Construction of ZnxCd1−xS/Bi2S3 composite nanospheres with photothermal effect for enhanced photocatalytic activities

Abstract Rational design of photocatalysts with heterostructure is of scientific and technological interest for taking full advantage use of solar energy. Here we demonstrate a facile method to fabricate Zn 0.5 Cd 0.5 S/Bi 2 S 3 composite nanospheres, in which Bi 2 S 3 nanorods grown on the surface of Zn 0.5 Cd 0.5 S nanospheres. The as-prepared Zn 0.5 Cd 0.5 S@ZnS core-shell nanospheres play a vital role in formation of the Zn 0.5 Cd 0.5 S@Bi 2 S 3 composite nanospheres. The Zn 0.5 Cd 0.5 S/Bi 2 S 3 composites show both excellent photocatalysis and photothermal effect.
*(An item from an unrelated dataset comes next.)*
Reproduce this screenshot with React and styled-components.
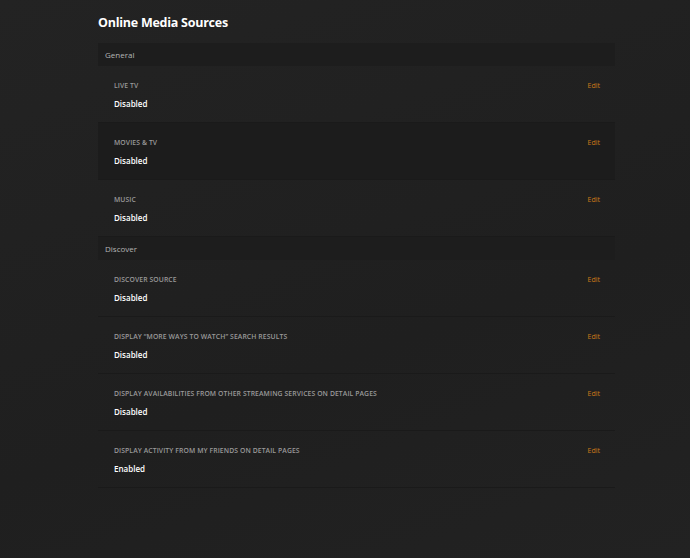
import React from "react";
import styled, { createGlobalStyle } from "styled-components";

const GlobalStyle = createGlobalStyle`
  html, body {
    margin: 0;
    padding: 0;
    background: #212121;
  }
  body {
    font-family: "Open Sans", "Liberation Sans", sans-serif;
    color: #fff;
  }
`;

const Page = styled.div`
  width: 690px;
  min-height: 558px;
  box-sizing: border-box;
  padding: 13px 75px 0 98px;
  background: linear-gradient(160deg, #232323 0%, #1f1f1f 60%, #222 100%);
`;

const Title = styled.h1`
  margin: 0 0 11px 0;
  font-size: 12.5px;
  line-height: 19px;
  font-weight: 700;
  letter-spacing: -0.25px;
`;

const SectionHeader = styled.div`
  height: 23px;
  display: flex;
  align-items: center;
  padding-left: 7px;
  background: #1d1d1d;
  font-size: 8px;
  color: #b5b5b5;
`;

const Row = styled.div`
  height: 57px;
  box-sizing: border-box;
  display: flex;
  justify-content: space-between;
  align-items: flex-start;
  padding: 15px 15px 0 16px;
  border-bottom: 1px solid #1a1a1a;
  background: ${(p) => (p.$active ? "#1c1c1c" : "transparent")};
`;

const Info = styled.div`
  display: flex;
  flex-direction: column;
  gap: 8px;
`;

const Label = styled.div`
  font-size: 6.8px;
  line-height: 9px;
  font-weight: 600;
  text-transform: uppercase;
  color: #9a9a9a;
  letter-spacing: 0.1px;
`;

const Value = styled.div`
  font-size: 8px;
  line-height: 11px;
  font-weight: 600;
  color: #fff;
`;

const Edit = styled.a`
  font-size: 7px;
  line-height: 9px;
  color: #cc7b19;
  cursor: pointer;
`;

const sections = [
  {
    name: "General",
    rows: [
      { label: "Live TV", value: "Disabled" },
      { label: "Movies & TV", value: "Disabled", active: true },
      { label: "Music", value: "Disabled" },
    ],
  },
  {
    name: "Discover",
    rows: [
      { label: "Discover Source", value: "Disabled" },
      { label: "Display “More Ways to Watch” search results", value: "Disabled" },
      { label: "Display availabilities from other streaming services on detail pages", value: "Disabled" },
      { label: "Display activity from my friends on detail pages", value: "Enabled" },
    ],
  },
];

export default function App() {
  return (
    <>
      <GlobalStyle />
      <Page>
        <Title>Online Media Sources</Title>
        {sections.map((s) => (
          <div key={s.name}>
            <SectionHeader>{s.name}</SectionHeader>
            {s.rows.map((r) => (
              <Row key={r.label} $active={r.active}>
                <Info>
                  <Label>{r.label}</Label>
                  <Value>{r.value}</Value>
                </Info>
                <Edit>Edit</Edit>
              </Row>
            ))}
          </div>
        ))}
      </Page>
    </>
  );
}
Nanorods-like Bi 2 S 3 show wide optical absorption from visible to near infrared light and photocurrent response, which enable enhanced full spectrum absorption of the heterostructured photocatalyst and photocurrent for overall photocatalytic performance. Additionally, Bi 2 S 3 nanorods with photothermal effect would synergistically increase the temperature of the micro-environment around the catalysts of Zn x Cd 1−x S. Thus, the Zn 0.5 Cd 0.5 S/Bi 2 S 3 composites exhibit a little better photocatalytic activity than that of pure Zn 0.5 Cd 0.5 S. The present study provides a promising strategy for the rational design of efficient sulfide semiconductor heterojunction catalysts for making the utmost of solar fuels in dealing with organic pollutants from wastewater.